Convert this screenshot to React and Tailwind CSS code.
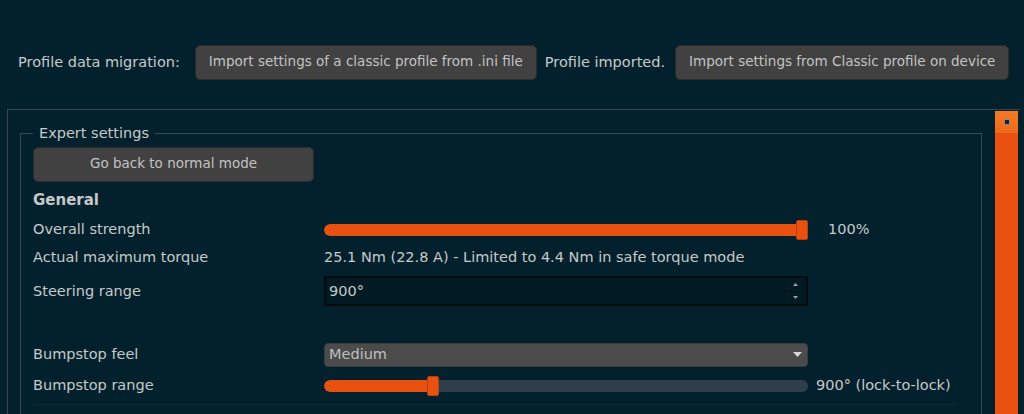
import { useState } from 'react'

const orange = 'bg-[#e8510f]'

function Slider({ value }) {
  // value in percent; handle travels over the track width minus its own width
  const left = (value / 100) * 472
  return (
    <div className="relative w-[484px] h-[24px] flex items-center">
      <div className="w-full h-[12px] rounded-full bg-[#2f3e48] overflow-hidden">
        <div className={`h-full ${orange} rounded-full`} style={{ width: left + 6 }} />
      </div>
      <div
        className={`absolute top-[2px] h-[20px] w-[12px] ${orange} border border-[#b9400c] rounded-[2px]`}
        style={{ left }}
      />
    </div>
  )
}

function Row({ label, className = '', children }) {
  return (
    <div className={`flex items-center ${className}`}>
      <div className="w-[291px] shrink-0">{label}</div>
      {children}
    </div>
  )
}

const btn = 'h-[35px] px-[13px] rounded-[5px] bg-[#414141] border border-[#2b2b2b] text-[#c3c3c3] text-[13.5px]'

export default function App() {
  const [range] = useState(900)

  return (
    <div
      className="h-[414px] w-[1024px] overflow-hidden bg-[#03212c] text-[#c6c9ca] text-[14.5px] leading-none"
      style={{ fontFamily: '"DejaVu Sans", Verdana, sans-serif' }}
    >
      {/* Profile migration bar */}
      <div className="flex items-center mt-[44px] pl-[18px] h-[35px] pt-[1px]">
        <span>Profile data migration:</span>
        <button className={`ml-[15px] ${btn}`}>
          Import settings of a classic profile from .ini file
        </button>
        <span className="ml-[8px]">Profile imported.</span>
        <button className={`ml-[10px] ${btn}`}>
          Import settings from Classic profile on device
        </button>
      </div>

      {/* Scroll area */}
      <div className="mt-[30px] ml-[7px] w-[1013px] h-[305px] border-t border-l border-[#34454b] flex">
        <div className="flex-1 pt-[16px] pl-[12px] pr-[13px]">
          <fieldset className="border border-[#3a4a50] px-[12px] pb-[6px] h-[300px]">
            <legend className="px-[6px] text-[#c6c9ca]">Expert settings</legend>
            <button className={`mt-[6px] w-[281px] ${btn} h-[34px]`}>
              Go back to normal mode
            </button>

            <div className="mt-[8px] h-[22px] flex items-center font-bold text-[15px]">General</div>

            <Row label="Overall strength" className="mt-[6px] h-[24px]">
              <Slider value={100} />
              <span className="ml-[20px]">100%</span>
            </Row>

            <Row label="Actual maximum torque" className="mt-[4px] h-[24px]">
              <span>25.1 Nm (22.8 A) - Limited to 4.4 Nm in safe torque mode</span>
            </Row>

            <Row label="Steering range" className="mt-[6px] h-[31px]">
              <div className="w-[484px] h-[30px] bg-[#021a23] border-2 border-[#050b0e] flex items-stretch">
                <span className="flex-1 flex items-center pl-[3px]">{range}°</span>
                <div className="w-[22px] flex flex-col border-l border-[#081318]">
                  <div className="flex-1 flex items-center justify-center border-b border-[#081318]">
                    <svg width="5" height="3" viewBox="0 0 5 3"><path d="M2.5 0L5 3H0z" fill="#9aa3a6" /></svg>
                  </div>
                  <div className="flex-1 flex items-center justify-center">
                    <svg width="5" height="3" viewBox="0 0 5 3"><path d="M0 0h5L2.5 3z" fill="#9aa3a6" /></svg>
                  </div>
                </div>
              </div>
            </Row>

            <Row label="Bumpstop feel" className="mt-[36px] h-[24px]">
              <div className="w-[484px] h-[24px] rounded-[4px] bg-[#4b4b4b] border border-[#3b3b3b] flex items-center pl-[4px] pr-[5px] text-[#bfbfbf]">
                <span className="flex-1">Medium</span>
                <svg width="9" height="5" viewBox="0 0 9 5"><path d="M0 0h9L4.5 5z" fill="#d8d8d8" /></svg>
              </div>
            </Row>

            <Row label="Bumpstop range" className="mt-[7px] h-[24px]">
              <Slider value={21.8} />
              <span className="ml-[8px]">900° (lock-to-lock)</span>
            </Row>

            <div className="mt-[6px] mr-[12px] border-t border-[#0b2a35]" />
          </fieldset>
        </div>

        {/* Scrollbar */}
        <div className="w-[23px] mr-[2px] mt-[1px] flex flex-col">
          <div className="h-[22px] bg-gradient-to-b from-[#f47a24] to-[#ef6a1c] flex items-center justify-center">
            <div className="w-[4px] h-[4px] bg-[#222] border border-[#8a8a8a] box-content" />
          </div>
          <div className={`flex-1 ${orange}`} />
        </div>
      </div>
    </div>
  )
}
★ ★ ★
* Given exercise:
Every line from the top of the material above through the line with "const orange = 'bg-[#e8510f]'" should be duplicated exactly, please; leave out the pictures.

* Output below:
Convert this screenshot to React and Tailwind CSS code.
import { useState } from 'react'

const orange = 'bg-[#e8510f]'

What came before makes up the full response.